1. Make healthy choices as often as possible
I will go for the whole foods whenever possible—whole grains, raw veggies, salads, fresh fruits, nuts, and seeds. I will strive to avoid processed foods that come out of boxes and packages if there are natural food options available to me. There will be plenty of times when I will eat “the bad stuff”, so when I can choose nutritiously, I will.

2. Pick and choose my indulgences
It is completely unrealistic for me to avoid all goodies between now and January 1. I know that I will indulge from time to time, but my goal is to choose my indulgences carefully. For instance, I can pass up the store-bought Christmas cookies and save my “cheat” for homemade toffee rather than digging into both sweets and doubling my junk food consumption. If I’m not strongly craving an item and feel that it is something I can get along without, then by all means, I will hold out for the more special treats of the season.

3. Don’t allow failures to derail me
I know from firsthand experience that once I allow myself to “throw in the (dietary) towel,” it is a real struggle to pick it back up again. Once I give in to my appetite, whether intentionally (I will allow myself to enjoy Christmas dinner) or unintentionally (“just one” Christmas cookie turns into the entire jar), I feel dietarily defeated. My sugar-clouded mind irrationally determines that the damage is irreparable and that I might as well just give up and polish-off the rest of the pumpkin pie.

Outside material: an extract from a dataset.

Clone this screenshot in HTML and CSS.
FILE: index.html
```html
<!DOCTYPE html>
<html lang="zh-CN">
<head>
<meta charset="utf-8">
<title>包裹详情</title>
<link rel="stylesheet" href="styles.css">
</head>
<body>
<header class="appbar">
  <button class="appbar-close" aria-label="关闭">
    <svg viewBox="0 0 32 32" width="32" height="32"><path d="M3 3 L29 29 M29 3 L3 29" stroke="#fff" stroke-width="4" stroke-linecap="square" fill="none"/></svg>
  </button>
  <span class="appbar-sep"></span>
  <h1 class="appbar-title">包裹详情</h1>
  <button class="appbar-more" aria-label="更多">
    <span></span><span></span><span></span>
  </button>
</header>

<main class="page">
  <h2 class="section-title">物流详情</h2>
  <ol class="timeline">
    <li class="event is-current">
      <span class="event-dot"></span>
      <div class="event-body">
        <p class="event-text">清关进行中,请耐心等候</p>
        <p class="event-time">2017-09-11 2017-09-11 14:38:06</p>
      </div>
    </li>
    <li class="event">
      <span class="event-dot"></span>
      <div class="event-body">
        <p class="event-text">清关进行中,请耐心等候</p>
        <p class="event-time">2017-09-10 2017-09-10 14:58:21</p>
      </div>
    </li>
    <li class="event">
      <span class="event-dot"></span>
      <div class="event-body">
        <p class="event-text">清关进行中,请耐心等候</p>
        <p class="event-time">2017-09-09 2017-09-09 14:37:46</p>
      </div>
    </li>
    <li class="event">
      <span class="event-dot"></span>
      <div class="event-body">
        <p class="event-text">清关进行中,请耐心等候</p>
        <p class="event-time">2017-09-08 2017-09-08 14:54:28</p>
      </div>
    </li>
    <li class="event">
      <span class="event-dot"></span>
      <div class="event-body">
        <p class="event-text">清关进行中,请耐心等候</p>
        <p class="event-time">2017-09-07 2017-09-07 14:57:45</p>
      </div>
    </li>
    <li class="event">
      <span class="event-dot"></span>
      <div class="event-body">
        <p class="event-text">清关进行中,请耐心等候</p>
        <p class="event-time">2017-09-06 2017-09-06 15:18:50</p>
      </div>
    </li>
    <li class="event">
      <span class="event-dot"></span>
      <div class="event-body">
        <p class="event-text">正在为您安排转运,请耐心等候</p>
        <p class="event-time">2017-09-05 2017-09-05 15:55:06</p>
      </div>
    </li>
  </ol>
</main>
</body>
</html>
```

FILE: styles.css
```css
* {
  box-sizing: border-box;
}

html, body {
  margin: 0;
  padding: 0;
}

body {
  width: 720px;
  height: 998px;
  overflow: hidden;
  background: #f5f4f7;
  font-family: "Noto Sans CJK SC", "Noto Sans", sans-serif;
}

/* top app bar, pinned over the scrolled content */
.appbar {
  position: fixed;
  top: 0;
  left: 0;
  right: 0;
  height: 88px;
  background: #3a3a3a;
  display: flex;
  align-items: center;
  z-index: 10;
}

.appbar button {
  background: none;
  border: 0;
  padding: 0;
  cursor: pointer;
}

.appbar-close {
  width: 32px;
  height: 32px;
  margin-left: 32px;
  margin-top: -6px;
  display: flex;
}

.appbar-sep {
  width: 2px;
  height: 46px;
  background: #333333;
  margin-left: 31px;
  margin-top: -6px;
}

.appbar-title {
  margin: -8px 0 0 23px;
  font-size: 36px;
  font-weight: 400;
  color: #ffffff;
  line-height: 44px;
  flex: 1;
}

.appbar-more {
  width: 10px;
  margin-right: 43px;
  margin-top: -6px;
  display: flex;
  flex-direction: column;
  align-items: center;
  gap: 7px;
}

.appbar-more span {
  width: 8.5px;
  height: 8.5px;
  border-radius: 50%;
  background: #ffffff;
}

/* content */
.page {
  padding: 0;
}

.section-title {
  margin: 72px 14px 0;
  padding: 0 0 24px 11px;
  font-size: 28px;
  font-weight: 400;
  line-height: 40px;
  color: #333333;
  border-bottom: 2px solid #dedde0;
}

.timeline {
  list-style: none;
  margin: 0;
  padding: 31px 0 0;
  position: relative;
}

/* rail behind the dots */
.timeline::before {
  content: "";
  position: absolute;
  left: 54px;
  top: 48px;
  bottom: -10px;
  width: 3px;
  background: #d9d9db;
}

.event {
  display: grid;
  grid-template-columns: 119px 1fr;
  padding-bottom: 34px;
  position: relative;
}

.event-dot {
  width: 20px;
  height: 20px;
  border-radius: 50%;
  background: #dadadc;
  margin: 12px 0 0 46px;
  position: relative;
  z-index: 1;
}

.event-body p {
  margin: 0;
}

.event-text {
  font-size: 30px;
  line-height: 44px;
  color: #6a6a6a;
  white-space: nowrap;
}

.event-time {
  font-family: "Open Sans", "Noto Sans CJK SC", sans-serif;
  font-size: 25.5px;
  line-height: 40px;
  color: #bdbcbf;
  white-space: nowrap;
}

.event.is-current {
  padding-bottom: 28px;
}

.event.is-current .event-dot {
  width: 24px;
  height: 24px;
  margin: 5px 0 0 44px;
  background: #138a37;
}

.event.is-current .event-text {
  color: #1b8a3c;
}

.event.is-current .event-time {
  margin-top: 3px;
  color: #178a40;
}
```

I realize that I will partake of the deliciousness of the season. Ideally, I will allow myself a reasonable portion of the snack or meal before me and then walk away. Sometimes I may completely cave to the gluttony, gorging myself on the goodness du jour, but my goal is to wake up the next morning realizing that it is a new day and a new opportunity to make good choices. To fail for one day or one meal is unfortunate though somewhat expected, but to allow my discouragement to stretch that failure over the next several days is unnecessary tragedy.